[Given data]
╭──

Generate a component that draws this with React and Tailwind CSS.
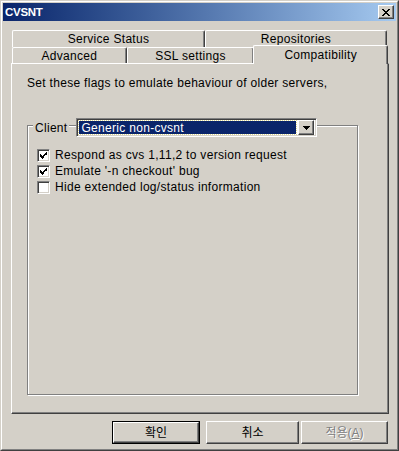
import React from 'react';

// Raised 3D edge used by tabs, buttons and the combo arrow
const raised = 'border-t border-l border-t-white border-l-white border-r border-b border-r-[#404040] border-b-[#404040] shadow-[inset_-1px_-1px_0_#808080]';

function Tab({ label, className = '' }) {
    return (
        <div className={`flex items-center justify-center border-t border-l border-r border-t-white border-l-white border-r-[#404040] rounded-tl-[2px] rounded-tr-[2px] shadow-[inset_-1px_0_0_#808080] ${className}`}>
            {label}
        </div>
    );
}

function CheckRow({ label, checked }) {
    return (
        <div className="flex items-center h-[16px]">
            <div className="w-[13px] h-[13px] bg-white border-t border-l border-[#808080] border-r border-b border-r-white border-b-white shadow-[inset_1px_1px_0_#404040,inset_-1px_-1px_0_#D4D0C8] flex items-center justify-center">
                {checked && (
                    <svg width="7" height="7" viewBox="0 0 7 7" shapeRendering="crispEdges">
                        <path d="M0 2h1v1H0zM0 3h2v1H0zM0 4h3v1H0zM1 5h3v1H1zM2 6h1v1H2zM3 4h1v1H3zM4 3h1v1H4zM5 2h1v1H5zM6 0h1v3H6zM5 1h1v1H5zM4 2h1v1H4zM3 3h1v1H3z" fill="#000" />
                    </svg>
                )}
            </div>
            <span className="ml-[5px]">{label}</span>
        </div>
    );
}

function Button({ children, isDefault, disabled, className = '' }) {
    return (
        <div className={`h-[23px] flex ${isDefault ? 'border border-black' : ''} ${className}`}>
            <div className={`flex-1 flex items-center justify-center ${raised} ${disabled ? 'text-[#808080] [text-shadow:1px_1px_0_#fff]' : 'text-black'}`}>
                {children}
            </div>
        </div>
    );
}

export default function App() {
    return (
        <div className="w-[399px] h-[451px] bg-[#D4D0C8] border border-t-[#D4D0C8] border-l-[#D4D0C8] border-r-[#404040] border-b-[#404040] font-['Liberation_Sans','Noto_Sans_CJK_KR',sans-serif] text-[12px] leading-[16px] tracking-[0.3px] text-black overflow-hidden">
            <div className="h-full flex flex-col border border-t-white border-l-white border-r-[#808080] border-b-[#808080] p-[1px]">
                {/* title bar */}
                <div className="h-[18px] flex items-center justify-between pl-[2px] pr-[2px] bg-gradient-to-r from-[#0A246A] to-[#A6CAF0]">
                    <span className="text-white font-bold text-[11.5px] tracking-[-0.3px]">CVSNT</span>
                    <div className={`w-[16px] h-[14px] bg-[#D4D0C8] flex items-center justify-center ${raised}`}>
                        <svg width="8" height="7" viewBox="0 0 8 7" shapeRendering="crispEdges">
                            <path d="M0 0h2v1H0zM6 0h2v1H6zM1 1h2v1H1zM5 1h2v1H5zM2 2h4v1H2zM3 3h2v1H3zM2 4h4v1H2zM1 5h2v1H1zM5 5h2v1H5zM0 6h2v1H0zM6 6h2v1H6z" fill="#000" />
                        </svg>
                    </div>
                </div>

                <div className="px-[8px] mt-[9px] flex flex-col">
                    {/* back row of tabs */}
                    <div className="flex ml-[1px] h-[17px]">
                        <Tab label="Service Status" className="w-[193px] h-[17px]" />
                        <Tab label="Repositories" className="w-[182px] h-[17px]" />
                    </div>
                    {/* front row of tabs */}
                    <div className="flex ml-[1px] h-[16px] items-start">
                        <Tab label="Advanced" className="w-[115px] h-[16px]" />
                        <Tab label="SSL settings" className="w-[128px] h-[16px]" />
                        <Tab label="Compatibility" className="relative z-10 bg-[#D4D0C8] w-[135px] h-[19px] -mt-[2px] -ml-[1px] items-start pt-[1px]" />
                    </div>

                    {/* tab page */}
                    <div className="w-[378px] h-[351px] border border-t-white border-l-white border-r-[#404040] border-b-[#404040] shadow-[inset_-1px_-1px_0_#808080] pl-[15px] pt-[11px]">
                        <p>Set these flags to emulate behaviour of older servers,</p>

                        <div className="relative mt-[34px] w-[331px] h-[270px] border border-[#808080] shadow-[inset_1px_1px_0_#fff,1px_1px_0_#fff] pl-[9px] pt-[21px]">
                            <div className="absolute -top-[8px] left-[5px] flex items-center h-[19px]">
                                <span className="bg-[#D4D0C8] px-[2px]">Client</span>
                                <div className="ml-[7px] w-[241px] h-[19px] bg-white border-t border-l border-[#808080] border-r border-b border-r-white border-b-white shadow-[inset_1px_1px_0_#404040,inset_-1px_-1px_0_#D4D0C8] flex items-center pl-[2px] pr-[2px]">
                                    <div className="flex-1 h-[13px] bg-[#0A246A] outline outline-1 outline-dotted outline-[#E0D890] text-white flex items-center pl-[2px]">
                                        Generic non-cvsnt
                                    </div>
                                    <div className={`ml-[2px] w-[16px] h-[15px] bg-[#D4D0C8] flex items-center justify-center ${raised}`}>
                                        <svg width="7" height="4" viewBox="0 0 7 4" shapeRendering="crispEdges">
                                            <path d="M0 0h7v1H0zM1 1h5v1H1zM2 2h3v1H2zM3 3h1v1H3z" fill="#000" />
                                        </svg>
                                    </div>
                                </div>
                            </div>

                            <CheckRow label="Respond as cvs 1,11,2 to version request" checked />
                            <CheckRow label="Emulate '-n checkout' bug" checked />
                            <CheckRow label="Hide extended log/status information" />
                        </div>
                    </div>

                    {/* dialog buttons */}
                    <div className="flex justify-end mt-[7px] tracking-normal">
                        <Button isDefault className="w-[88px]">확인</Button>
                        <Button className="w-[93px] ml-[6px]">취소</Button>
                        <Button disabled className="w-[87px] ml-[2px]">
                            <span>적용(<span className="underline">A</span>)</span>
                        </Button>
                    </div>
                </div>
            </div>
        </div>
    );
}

╰──
╭──

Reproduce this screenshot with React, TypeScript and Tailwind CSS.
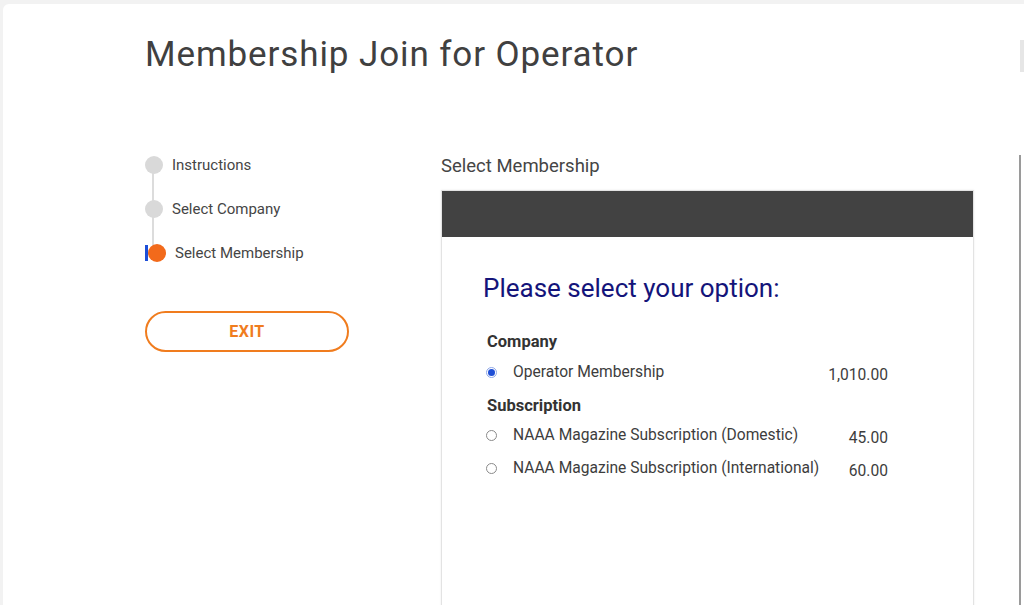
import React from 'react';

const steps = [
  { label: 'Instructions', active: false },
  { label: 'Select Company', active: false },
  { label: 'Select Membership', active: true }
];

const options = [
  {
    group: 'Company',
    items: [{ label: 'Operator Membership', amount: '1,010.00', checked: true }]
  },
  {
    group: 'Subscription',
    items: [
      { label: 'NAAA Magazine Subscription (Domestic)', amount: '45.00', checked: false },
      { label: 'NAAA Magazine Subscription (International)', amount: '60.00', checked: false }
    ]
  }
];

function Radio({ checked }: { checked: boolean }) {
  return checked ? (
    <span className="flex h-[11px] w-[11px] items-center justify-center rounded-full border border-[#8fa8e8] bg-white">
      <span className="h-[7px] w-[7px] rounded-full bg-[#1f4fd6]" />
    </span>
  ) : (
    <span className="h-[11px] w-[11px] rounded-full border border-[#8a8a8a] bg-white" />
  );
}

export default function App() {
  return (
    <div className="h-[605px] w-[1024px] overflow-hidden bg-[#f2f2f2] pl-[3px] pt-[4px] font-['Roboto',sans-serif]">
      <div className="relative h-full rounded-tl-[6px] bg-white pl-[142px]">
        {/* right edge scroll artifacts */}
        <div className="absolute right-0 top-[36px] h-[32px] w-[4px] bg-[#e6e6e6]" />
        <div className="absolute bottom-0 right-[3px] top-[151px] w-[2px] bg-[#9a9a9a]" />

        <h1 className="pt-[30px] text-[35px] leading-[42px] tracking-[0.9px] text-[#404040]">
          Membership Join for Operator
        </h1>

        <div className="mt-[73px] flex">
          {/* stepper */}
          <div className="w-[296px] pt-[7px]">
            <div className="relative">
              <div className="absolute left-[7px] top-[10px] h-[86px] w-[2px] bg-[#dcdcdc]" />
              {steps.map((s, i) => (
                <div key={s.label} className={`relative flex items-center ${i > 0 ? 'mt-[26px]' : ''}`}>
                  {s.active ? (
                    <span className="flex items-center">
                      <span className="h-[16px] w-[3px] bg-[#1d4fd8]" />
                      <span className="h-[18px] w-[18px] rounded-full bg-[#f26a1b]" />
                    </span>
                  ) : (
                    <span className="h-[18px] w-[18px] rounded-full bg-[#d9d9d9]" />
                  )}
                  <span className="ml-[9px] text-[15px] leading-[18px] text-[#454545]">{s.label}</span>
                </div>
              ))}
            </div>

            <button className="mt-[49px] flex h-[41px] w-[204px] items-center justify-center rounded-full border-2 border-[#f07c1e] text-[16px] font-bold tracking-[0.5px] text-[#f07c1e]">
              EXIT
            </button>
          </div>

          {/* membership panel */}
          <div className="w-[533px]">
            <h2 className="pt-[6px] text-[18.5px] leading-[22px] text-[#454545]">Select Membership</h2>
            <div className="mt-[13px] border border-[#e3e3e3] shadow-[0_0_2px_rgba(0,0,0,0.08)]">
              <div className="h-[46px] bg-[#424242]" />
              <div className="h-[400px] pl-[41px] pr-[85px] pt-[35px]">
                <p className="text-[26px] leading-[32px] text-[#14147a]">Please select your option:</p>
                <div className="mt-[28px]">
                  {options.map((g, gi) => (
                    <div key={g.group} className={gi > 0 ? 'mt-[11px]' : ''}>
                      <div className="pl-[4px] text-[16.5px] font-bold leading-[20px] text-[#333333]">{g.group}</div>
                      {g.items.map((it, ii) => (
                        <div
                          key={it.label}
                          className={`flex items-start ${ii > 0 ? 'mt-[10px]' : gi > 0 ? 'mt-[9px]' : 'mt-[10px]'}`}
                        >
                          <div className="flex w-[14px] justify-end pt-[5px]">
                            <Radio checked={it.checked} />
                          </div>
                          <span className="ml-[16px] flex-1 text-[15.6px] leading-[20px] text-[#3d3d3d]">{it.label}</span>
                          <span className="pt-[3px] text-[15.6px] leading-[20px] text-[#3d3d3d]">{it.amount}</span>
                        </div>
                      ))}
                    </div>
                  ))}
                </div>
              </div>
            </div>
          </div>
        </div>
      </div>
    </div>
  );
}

╰──
╭──

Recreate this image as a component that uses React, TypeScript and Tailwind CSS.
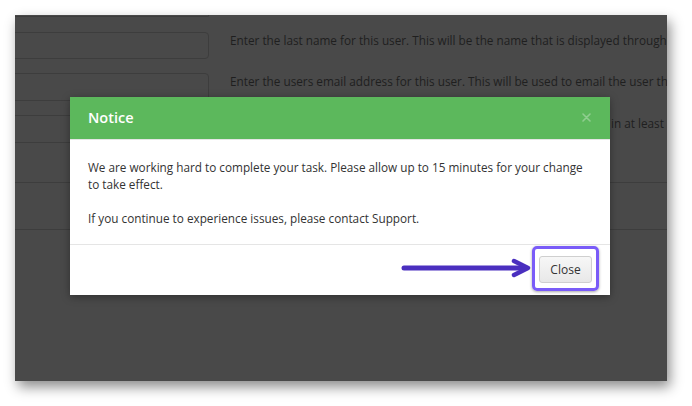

╰──

[Directions for this task] In the listing above, find the line with "Generate a component" and the line with "const raised = 'border-t". Copy exactly those two and every line between, without the pictures.

[Output of the exercise]
Generate a component that draws this with React and Tailwind CSS.
import React from 'react';

// Raised 3D edge used by tabs, buttons and the combo arrow
const raised = 'border-t border-l border-t-white border-l-white border-r border-b border-r-[#404040] border-b-[#404040] shadow-[inset_-1px_-1px_0_#808080]';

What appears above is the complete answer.